Writers for the
New York Times are still sneering at Sarah Palin and her family on a regular basis. After all, these snobs will never forgive her for going to the University of Idaho, or for having a husband who isn’t a lawyer or an investment banker, but a member of the United Steelworkers union, who doesn’t have a degree, whose mother (who is part Yupik) is a former secretary of the Alaska Federation of Natives, and whose grandmother is a member of the Curyung tribe.
But at least the
New York Times has now
retracted the outrageous fabrication it printed on the front-page of Tuesday’s edition: that Sarah Palin was a member of the Alaska Independence party for two years in the 1990s.



Other papers around the world continue to print this falsehood (in London, the
Guardian’s front page had a banner headline which read “My fellow Alaskans”) and other lies generated by left-wing smear blogs continue to be lapped up by many in the mainstream media.
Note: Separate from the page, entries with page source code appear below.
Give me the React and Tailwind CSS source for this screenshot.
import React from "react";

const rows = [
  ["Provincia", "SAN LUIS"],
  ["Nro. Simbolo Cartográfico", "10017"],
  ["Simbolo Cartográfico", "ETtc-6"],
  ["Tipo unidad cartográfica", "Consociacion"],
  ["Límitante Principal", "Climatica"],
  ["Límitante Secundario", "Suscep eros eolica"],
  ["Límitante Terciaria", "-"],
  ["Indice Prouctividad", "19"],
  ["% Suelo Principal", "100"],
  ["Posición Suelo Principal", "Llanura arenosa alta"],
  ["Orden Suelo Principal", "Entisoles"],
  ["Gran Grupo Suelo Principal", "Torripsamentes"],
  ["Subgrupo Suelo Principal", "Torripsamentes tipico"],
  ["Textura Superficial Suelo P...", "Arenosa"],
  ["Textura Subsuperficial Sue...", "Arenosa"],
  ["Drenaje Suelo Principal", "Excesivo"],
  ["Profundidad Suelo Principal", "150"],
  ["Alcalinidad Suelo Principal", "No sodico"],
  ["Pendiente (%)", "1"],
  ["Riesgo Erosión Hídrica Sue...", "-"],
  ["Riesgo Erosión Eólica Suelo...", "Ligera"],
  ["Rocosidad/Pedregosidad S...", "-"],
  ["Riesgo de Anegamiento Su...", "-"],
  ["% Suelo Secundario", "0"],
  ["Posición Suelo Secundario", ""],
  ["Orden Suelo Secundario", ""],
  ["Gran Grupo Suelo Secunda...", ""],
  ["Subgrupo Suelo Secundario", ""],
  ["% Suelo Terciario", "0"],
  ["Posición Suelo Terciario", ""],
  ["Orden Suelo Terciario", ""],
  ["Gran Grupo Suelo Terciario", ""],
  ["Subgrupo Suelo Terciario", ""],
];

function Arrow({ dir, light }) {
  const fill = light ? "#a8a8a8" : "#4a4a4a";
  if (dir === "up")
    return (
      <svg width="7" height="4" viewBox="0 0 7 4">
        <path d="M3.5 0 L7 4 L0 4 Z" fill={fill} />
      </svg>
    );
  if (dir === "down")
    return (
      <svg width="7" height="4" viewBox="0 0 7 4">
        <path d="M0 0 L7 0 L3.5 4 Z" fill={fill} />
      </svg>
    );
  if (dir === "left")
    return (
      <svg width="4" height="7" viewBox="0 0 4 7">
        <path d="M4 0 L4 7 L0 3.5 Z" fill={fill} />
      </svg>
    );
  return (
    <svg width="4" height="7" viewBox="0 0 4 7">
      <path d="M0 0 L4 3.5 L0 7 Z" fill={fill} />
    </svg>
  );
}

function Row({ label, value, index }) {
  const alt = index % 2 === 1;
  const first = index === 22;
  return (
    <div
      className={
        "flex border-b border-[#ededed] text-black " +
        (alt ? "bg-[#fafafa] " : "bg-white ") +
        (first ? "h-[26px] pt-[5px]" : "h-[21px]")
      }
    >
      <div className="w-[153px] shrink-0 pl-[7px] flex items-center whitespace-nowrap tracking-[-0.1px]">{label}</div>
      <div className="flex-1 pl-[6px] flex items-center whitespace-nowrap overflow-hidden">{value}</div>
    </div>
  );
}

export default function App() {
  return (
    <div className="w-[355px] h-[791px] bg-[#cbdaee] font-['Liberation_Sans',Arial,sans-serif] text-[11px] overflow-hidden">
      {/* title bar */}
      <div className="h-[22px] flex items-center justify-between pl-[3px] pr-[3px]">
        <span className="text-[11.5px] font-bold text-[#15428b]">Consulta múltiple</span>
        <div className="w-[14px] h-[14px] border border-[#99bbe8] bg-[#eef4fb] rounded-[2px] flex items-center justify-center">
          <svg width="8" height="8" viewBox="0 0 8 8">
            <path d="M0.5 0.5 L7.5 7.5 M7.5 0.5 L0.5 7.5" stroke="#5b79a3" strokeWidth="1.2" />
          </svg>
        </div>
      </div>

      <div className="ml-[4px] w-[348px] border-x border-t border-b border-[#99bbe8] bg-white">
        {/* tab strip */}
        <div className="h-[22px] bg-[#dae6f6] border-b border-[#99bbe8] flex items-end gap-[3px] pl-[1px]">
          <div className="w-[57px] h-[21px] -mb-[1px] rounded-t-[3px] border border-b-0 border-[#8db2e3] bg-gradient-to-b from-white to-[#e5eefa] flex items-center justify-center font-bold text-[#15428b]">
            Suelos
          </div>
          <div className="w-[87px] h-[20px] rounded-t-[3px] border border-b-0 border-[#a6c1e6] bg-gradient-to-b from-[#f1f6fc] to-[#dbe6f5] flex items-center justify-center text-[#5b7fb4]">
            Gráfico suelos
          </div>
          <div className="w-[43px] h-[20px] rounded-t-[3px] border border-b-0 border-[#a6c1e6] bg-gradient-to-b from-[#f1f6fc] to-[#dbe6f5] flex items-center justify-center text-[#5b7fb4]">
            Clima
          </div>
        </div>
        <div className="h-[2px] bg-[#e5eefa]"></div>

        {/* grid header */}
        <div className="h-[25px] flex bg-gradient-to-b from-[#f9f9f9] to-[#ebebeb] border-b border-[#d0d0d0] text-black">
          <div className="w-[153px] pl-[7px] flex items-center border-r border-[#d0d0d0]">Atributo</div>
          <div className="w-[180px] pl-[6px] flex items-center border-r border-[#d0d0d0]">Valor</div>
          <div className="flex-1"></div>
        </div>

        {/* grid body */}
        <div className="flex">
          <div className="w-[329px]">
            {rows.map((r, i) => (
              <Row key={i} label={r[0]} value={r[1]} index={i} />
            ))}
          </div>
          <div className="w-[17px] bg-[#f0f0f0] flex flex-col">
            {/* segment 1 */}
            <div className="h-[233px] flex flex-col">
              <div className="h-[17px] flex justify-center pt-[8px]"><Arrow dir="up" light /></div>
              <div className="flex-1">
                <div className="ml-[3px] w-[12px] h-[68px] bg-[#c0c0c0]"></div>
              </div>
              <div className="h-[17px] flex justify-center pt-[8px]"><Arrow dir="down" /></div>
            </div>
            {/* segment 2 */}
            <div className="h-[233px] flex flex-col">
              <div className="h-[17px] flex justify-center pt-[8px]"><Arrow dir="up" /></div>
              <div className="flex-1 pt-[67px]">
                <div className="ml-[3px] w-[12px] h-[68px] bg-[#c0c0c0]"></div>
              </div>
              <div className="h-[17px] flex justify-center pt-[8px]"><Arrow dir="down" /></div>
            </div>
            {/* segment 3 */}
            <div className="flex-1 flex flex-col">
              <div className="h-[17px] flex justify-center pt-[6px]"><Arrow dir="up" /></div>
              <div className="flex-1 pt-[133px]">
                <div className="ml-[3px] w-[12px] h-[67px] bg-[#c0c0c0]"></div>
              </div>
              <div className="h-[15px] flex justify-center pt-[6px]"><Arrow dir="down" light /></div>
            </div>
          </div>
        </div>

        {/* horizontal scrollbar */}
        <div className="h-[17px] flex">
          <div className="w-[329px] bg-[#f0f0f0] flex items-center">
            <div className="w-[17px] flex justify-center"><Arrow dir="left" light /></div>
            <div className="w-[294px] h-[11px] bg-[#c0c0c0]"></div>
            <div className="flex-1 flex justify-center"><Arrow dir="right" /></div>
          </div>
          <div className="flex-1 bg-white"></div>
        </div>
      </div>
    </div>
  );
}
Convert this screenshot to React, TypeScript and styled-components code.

No, Sarah Palin didn’t support Pat Buchanan in the 1999-2000 campaign; she was an official on the campaign of Republican presidential contender Steve Forbes.
No, her eldest son Track (who is deploying to Iraq this week) didn’t join the National Guard because he was a drug addict.
No, her daughters Willow and Piper aren’t named after witches on TV.
No, she’s not anti-Semitic. In fact, she has an Israeli flag in her office, and quietly turned up for services at a newly opened Wasilla synagogue to pay her respects.
No, she didn’t cut funding for unwed mothers, but increased it by 354 percent (and no, the
Washington Post doesn’t appear to have corrected its story about this despite being asked to do so).